J&J has one dose. AstraZeneca has two doses. So AZ would be comparable.
Has anyone done a head to head comparison with an adenovirus vaccine and mRNA at a population level? I feel like some country must have done it, but I've stopped paying close attention to those papers.
On a population level, many months ago, when AZ wasn't approved yet, in the VAERS. mRNA had 10 million doses and the J&J vaccine 1 million at the time. I think there were 30k entries for mRNA from Moderna and Biontech. There were barely any for J&J, indistinguishable from natural coincidence I would say.
Regardless, I think that prospective studies are more accurate than retrospective population-based studies and the ones I referenced in my previous comment
are prospectively designed.
There's also been some small amount of evidence that longer delays between doses might boost efficacy even further.
I've also read reports that the likelihood of side effects (not adverse effects necessarily) increases the longer you wait for the second dose. I think I remember a talk of an immunologist who explained this as a natural phenomenon because the initial dose sensitizes potentially for a longer period of time and still builds up when the second dose is applied so that the second dose really triggers an immediate immunological reaction to the sensitized immune system, and this just for the purpose of higher antibody count.
This is also the reason why vaccines enhance the disease in case the virus mutates in any way that the built antibodies don't work anymore. Fortunately, this hasn't happened yet. But in case it happens, which is a ticking time bomb with the virus still spreading in the presence of partially vaccinated populations, there could be another outbreak that hits vaccinated people harder just like it hits people harder who have their second or third infection.
Maybe the issue is that they just didn't wait long enough after the first dose or didn't adjust them to weight and gender, so that it were mostly heavy men who decreased the overall efficacy of the first dose. Or they could have given smaller second doses but didn't wait long enough after the second dose for their outcome measurement.
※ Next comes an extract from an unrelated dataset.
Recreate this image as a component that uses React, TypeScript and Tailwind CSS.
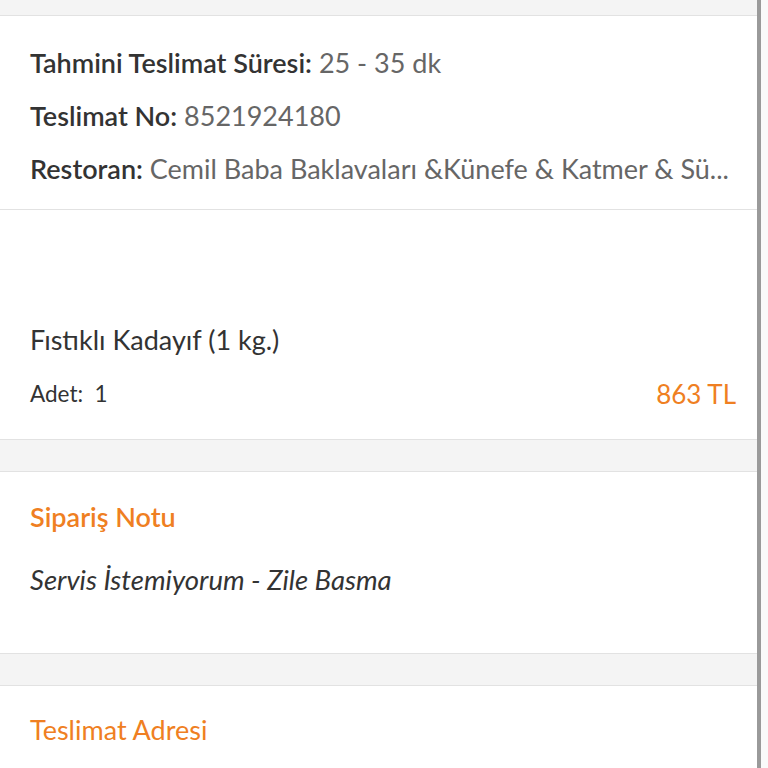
export default function App() {
  return (
    <div className="flex h-[768px] w-[768px] overflow-hidden bg-white font-['Lato','Noto_Sans',sans-serif] text-[#333]">
      <div className="flex w-[757px] flex-col">
        <div className="h-[16px] border-b border-[#e2e2e2] bg-[#f4f4f4]" />

        <div className="flex flex-col border-b border-[#e2e2e2] px-[30px] pb-[14px] pt-[20px] text-[27px] leading-[53px]">
          <p>
            <span className="font-semibold">Tahmini Teslimat Süresi:</span>{" "}
            <span className="text-[#666]">25 - 35 dk</span>
          </p>
          <p>
            <span className="font-semibold">Teslimat No:</span>{" "}
            <span className="text-[#666]">8521924180</span>
          </p>
          <p className="whitespace-nowrap">
            <span className="font-semibold">Restoran:</span>{" "}
            <span className="text-[#666]">Cemil Baba Baklavaları &amp;Künefe &amp; Katmer &amp; Sü...</span>
          </p>
        </div>

        <div className="flex h-[230px] flex-col justify-end border-b border-[#e2e2e2] pb-[30px] pl-[30px] pr-[21px]">
          <p className="text-[27px] leading-[30px]">Fıstıklı Kadayıf (1 kg.)</p>
          <div className="mt-[24px] flex items-center justify-between">
            <span className="text-[22.5px] leading-[30px]">Adet:&nbsp; 1</span>
            <span className="text-[26px] leading-[30px] text-[#ef7f22]">863 TL</span>
          </div>
        </div>

        <div className="h-[32px] border-b border-[#e2e2e2] bg-[#f4f4f4]" />

        <div className="flex h-[182px] flex-col border-b border-[#e2e2e2] px-[30px] pt-[30px]">
          <p className="text-[27px] font-semibold leading-[30px] text-[#ef7f22]">Sipariş Notu</p>
          <p className="mt-[33px] text-[27.5px] italic leading-[30px]">Servis İstemiyorum - Zile Basma</p>
        </div>

        <div className="h-[32px] border-b border-[#e2e2e2] bg-[#f4f4f4]" />

        <div className="flex flex-col px-[30px] pt-[29px]">
          <p className="text-[27px] leading-[30px] text-[#ef7f22]">Teslimat Adresi</p>
        </div>
      </div>
      <div className="w-[4px] bg-[#9a9a9a]" />
      <div className="flex-1 bg-[#fafafa]" />
    </div>
  );
}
But mechanistically, I also see why mRNAs liposomes just aren't the best transporters. They are immediately absorbed systemically and fuse with all kinds of cells in the whole body. Even in regions where you don't need and want any immunological response such as the epithelium or the ovaries. Wouldn't it be preferable to use a transporter that remains in the muscle tissue and can only enter muscle cells? As far as I know, such nanoparticle transporters also exist, but they are more expensive, complex, and probably patented already for cancer applications. Alternatively, microfluid buffering for a sustained release could also avoid an over-rapid response. It would have to be a subcutaneous injection then and not an intramuscular injection, which is more difficult to do.